Diana Yang

(Photo courtesy of Kevin Berne)

In 2011, Steve Jobs’ death made news around the world. In the spring of 2012, his name was back in the headlines, this time in a theater production. Mike Daisey’s monologue “The Agony and the Ecstasy of Steve Jobs” was heavily criticized for its description of a Chinese factory that made Apple devices. The production, originally advertised as “nonfiction,” came under fire as many learned that facts about the working conditions in the factory were exaggerations.

After some revamping and removal of certain embellishments, the controversial show is coming to the stage at 8 p.m. Sept. 13 at the Performing Arts Center.

The monologue intertwines descriptions of how Apple products are made in the factory in Shenzhen, China, with descriptions of the odd genius of Steve Jobs, going back and forth between startling facts about working in the Foxconn plant and how decisions made by Jobs affected these workers.

The controversy surrounding Daisey’s original production first emerged after Daisey read an excerpt of his monologue on the national radio program “This American Life.” The excerpt reported several details that were later proven to be false, including Daisey’s claim that girls as young as 12 were working in the factory and that the factory was guarded with guns.

Though Daisey drew criticism for his embellishment of the conditions at Foxconn, the factory that assembles all things Apple, the rebooted version of the show has garnered praise since it opened this summer.
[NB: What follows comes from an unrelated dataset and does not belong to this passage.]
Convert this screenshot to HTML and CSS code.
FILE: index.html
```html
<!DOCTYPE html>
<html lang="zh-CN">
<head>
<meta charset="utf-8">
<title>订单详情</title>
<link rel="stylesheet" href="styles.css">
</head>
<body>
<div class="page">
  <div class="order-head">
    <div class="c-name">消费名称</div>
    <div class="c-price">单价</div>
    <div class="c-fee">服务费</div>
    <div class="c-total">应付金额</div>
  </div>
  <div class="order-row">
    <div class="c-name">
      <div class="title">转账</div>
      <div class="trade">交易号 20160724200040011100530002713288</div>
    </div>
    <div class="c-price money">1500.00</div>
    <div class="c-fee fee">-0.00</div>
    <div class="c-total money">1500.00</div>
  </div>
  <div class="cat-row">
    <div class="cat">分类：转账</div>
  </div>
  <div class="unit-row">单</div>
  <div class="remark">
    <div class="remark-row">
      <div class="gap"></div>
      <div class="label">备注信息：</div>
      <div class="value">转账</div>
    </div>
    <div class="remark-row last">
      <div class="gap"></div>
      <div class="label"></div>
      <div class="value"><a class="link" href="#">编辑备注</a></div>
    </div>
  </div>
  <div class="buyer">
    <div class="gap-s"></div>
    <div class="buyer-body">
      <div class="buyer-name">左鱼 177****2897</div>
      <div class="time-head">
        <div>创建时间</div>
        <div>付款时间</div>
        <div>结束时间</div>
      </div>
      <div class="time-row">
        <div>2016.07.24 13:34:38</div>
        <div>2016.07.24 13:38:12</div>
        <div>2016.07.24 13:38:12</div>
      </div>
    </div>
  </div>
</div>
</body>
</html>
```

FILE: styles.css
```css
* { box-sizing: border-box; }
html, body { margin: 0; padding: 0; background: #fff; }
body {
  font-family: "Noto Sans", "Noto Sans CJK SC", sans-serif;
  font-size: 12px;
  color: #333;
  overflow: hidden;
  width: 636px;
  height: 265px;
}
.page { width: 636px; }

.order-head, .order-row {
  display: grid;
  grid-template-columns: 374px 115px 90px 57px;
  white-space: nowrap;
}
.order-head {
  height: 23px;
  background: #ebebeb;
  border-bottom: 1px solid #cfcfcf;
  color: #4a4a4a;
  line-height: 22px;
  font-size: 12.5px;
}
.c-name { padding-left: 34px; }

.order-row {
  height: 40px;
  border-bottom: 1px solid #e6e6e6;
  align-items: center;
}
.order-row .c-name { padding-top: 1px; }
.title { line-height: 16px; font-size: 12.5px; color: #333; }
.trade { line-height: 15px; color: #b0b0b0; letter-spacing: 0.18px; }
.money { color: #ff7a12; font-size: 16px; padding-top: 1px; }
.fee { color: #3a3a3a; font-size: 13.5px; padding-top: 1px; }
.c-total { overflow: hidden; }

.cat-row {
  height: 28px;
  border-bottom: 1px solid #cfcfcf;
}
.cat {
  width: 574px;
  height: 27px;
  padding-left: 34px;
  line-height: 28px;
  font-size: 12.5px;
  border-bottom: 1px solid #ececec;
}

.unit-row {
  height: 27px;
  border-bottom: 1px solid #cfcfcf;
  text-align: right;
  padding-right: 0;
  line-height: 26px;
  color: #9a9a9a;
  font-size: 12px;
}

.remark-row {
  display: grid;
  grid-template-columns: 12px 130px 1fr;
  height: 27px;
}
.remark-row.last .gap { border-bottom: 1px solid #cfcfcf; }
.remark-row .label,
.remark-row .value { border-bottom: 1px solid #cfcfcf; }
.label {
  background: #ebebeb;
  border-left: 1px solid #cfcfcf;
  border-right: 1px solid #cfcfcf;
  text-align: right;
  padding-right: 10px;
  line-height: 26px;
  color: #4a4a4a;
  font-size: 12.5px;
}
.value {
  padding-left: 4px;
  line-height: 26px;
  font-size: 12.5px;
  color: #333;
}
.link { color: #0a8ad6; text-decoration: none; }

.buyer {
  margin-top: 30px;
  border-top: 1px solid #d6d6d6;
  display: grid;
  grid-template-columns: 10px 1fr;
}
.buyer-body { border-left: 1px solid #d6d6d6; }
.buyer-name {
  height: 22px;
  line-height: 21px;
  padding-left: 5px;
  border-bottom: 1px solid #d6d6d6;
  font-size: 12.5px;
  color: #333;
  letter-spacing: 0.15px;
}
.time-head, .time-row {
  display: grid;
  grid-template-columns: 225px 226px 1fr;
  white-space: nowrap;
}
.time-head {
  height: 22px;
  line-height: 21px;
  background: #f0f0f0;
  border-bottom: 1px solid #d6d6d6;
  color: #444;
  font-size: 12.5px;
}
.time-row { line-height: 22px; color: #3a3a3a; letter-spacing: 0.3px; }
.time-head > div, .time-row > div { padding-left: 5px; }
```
Charles Isherwood of the New York Times wrote in his blog, “Version 2.0, in my view if anything, is more powerful, funny and engaging than the earlier production.” Isherwood also noted, “the details about the long hours worked and the spate of worker suicides at the Foxconn compound are still both disturbing and well-documented.” Reviewer Andrew Long of the Austin Chronicle wrote that it was a piece of theater absolutely worth seeing.
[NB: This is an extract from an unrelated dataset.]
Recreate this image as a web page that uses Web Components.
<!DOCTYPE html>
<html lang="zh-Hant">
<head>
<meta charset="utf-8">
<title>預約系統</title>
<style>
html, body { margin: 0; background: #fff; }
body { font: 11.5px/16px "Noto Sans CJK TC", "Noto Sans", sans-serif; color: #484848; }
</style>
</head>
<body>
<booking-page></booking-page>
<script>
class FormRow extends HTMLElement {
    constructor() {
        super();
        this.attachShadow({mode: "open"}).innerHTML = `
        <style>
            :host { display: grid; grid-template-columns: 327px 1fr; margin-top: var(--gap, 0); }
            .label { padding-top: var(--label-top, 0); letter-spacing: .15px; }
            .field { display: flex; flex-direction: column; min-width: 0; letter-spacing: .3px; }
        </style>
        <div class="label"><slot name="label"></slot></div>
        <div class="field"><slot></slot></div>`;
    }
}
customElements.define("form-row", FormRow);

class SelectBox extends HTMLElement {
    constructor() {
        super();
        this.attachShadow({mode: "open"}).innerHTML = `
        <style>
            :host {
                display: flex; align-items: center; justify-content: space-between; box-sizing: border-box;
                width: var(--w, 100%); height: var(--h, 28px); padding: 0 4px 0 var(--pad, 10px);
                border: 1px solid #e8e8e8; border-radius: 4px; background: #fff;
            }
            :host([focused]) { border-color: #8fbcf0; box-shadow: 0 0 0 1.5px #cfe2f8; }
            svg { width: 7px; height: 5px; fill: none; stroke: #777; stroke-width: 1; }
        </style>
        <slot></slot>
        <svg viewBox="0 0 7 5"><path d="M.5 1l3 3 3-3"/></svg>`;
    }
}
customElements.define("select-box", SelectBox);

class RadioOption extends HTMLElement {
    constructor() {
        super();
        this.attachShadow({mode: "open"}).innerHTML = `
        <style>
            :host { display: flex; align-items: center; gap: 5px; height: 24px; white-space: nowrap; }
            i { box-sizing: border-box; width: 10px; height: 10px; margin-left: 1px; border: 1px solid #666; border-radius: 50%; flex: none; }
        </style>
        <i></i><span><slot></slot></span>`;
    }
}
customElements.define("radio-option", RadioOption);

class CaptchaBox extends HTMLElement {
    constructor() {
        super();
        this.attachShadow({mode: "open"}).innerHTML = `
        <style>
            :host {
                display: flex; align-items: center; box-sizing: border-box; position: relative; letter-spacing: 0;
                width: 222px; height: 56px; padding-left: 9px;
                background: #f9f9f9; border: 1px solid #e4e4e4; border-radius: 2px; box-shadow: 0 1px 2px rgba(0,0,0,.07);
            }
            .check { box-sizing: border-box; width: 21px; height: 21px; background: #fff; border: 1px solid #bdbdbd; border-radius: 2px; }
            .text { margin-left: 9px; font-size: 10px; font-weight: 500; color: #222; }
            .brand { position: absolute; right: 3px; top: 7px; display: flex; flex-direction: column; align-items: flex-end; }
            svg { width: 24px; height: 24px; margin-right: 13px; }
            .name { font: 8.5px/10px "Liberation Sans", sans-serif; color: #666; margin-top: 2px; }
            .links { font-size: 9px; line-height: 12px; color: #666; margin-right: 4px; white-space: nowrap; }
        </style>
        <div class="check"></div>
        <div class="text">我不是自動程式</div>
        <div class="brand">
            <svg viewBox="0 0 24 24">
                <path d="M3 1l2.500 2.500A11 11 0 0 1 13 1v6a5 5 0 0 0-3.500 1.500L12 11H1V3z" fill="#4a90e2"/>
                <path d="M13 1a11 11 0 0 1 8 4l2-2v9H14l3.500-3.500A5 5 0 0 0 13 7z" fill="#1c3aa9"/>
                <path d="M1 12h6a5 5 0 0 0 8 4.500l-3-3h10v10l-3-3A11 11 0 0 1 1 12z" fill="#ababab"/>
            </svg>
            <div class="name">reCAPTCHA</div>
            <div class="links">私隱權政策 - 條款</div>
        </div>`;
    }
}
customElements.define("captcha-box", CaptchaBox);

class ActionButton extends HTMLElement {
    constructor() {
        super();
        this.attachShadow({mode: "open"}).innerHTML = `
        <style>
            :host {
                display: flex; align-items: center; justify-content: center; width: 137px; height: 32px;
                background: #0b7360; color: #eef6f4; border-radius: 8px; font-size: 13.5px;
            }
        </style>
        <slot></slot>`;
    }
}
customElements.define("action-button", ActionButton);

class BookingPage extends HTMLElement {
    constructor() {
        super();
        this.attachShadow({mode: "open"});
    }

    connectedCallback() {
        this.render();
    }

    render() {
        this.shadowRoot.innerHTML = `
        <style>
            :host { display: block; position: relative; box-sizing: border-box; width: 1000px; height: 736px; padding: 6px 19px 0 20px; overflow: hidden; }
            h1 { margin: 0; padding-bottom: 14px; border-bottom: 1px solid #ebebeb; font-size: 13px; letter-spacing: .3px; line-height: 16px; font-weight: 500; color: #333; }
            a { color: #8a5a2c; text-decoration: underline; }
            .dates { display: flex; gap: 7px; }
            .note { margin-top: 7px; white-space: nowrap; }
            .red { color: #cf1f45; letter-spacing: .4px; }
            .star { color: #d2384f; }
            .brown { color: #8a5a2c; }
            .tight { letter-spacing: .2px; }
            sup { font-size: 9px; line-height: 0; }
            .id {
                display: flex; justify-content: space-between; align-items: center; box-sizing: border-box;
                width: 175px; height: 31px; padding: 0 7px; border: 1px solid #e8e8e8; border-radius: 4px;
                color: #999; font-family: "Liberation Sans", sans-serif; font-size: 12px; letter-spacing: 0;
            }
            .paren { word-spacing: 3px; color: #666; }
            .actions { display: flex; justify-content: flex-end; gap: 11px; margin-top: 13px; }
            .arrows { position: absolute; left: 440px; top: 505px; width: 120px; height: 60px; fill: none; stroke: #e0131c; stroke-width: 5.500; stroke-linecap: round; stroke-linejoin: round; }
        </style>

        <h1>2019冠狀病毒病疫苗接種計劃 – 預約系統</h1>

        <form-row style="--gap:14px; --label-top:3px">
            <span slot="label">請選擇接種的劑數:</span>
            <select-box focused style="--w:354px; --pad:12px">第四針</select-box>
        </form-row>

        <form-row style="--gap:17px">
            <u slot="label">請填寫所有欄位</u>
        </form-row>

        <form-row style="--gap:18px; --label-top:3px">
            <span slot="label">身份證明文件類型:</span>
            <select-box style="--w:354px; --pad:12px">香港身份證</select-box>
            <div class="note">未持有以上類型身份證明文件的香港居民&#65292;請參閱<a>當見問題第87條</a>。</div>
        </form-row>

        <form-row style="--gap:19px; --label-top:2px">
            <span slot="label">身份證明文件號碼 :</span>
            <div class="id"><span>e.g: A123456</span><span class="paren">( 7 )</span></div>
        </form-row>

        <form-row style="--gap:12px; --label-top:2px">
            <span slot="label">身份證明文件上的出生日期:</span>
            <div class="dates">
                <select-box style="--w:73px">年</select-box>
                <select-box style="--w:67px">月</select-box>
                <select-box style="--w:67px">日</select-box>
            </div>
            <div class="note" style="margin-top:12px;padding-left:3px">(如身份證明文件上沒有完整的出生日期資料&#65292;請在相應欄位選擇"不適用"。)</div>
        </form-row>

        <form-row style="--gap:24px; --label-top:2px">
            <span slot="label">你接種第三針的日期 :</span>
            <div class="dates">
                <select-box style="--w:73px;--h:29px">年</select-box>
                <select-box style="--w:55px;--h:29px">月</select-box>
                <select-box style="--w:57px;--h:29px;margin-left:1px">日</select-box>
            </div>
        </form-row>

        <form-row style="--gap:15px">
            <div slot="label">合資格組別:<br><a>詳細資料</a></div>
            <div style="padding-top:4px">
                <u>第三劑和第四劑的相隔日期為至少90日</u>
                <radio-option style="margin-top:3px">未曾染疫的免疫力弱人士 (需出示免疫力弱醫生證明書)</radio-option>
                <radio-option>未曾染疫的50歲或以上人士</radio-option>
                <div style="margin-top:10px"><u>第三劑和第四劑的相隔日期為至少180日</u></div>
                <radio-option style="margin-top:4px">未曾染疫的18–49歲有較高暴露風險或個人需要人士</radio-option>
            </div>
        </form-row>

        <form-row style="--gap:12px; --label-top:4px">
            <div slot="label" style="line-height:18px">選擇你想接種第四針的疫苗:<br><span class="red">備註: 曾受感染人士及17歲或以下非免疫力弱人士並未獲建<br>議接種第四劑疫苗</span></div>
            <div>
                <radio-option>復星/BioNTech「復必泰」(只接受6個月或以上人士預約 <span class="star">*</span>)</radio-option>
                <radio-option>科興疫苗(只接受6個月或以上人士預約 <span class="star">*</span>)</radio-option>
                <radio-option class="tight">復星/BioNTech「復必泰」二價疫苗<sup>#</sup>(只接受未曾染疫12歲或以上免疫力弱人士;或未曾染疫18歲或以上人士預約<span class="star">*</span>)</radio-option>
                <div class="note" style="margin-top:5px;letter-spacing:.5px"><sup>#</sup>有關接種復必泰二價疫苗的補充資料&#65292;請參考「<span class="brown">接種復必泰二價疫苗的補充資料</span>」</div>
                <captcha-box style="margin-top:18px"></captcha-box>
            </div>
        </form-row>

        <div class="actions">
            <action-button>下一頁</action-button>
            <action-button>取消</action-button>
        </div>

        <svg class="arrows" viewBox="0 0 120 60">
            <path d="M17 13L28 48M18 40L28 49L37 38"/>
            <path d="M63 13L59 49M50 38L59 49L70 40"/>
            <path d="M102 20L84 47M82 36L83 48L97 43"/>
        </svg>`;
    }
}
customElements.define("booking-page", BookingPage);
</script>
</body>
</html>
Despite its controversial past, Daisey’s monologue is particularly relevant to college students, who, as studies show, are increasingly using Apple products for studying and entertainment. According to an article published in 2010 by CNNMoney, 47 percent of college students use MacBooks.
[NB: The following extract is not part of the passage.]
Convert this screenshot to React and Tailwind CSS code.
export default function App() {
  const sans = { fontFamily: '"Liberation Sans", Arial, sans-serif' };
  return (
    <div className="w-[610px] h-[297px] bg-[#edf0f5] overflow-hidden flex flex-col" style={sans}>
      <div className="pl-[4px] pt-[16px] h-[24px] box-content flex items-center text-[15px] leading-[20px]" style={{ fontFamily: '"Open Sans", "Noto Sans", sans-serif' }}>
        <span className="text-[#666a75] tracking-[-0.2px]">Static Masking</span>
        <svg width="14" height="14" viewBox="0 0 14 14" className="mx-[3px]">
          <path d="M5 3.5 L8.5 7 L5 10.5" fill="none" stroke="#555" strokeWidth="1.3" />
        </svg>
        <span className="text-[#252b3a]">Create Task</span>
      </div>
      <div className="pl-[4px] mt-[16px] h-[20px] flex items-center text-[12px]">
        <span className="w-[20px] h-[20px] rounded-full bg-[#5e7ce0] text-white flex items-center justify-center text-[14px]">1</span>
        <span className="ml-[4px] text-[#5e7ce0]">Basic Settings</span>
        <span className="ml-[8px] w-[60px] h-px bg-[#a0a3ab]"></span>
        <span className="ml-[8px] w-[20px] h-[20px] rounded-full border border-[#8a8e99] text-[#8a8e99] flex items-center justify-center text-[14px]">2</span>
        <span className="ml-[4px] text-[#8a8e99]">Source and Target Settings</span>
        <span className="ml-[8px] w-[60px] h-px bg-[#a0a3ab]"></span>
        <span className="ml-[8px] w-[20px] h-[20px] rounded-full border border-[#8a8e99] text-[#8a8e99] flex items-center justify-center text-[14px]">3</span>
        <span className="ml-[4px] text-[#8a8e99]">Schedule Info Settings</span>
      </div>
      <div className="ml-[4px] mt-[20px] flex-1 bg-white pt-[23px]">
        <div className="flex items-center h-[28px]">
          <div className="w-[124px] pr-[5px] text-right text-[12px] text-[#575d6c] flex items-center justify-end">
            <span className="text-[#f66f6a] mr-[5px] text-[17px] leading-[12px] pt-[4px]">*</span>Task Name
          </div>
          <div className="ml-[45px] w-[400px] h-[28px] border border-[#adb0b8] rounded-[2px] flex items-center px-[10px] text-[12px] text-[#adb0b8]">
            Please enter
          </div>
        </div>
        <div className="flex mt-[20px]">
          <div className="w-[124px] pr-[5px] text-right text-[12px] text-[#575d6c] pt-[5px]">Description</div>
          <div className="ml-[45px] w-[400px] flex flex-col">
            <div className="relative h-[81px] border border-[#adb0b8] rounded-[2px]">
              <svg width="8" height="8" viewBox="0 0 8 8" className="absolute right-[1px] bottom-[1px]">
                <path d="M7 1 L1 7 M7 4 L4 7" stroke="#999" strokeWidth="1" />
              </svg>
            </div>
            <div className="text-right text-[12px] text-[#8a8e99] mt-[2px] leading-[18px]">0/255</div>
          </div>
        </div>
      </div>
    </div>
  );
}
“That statistic doesn’t really match with what I have seen,” business and Plan II student Diana Yang said. “Most of the people I know use MacBooks.”

Freshman Lindsay Richmond also said that Apple products have played an increasing role in her life. “I have a MacBook Pro, an iPhone, an iPod and my family has an iPad, not to mention the old iPods that I have had,” Lindsay said. Yang has around four Apple products as well.

The increasing dependence of society on products such as iPhones is a topic explored in “The Agony and the Ecstasy of Steve Jobs.” Daisey, a self-proclaimed “Apple fanboy” says in the show, “I had never thought, in a dedicated way, about how they [Apple products] were made.”

“I think that it is important for consumers to know some information about how the products they use are made,” Yang said. Cindi Baldi, teaching assistant for the class, Organizational Corruption and Control, said.

“I’m all for the truth about [working conditions] at Apple coming out,” Baldi said. “However, I don’t think a monologue or something presented as theater is the right platform because even if the facts or stories presented have an element of truth, people are viewing it as entertainment and will subconsciously dismiss much of it as fiction.”

UT students will get the opportunity to learn a little more about Apple or a little more about entertainment, depending on their perspective, when Daisey performs Thursday through Saturday.